Dynamics of the galactic component of Abell S1063 and MACS J1206.2−0847

¹ Dipartimento di Fisica, Universitá degli Studi di Milano, Via Celoria 16, 20133 Milano, Italy
² School of Physics, University of Melbourne, Parkville, VIC 3010, Australia
e-mail: gferrami@student.unimelb.edu.au
³ INAF-IASF Milano, Via A. Corti 12, 20133 Milano, Italy
⁴ Dipartimento di Fisica “E.R. Caianiello”, Universitá degli Studi di Salerno, Via Giovanni Paolo II 132, I-84084 Fisciano, SA, Italy
⁵ INAF-Osservatorio Astronomico di Capodimonte, Via Moiariello 16, 80131 Napoli, Italy
⁶ Dipartimento di Fisica e Scienze della Terra, Universitá degli Studi di Ferrara, Via Saragat 1, 44122 Ferrara, Italy

Received: 23 February 2023
Accepted: 8 June 2023

Abstract

Context. The galactic component in clusters is commonly thought to be generally nonrotating and in a dynamical state different from that of a collisionally relaxed system. In practice, a test for such conditions is often not available.

Aims. We consider the member galaxies of the two clusters Abell S1063 and MACS J1206.2−0847 and study the possible presence of mean rotation and some properties of their distribution in phase space. We look for empirical evidence of factors normally found in collisionally relaxed systems and other characteristics of violently relaxed collisionless systems.

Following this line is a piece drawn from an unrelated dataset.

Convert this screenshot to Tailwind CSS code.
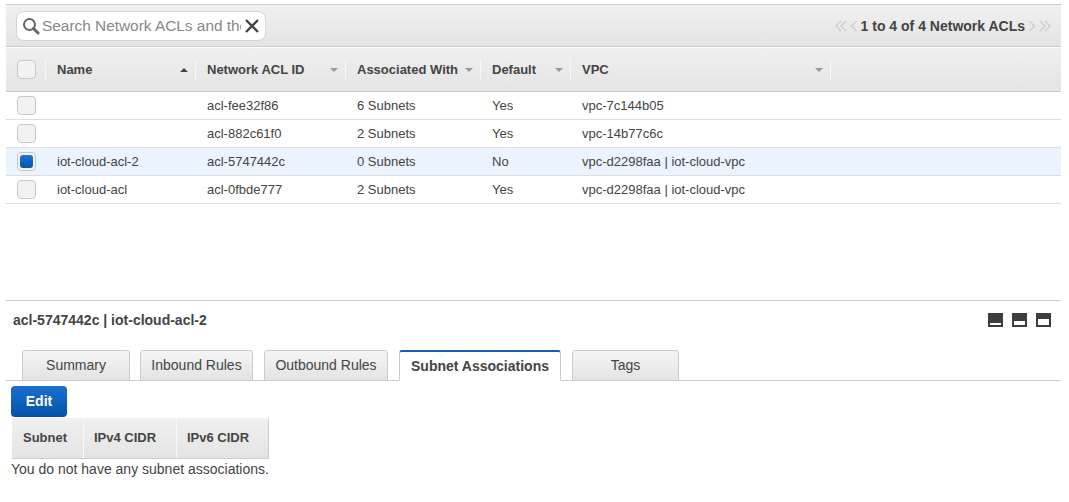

Methods. Starting from the CLASH-VLT data, we obtained positions, stellar masses, and individual line-of-sight velocities for a large number of galaxies (N_AS1063 ≈ 1200 and N_M1206 ≈ 650) extending out to ≈1.6 (Abell) and ≈2.5 (MACS) times the radius r₂₀₀. We studied the spatial distribution of the galaxy velocities and the properties of the available galaxy sets when divided into stellar mass bins. To test the presence of velocity dispersion anisotropy, we compared the results based on the Jeans equations with those obtained by assuming a specific form of the galaxy distribution function incorporating the picture of violent relaxation, where the total gravitational potential is imposed as set by the available gravitational lensing observations.

Results. We find evidence of systematic rotation in both clusters, with significant rotation in each core (within 0.5′ from the center) and no signatures of rotation at large radii. While no signs of energy equipartition were found, there is a clear indication of (stellar) mass segregation. Velocity dispersion anisotropy is present and qualitatively similar to what has been found in violently relaxed collisionless systems. This last conclusion is strengthened by the overall success in matching the observations with the predictions of the physically justified distribution function.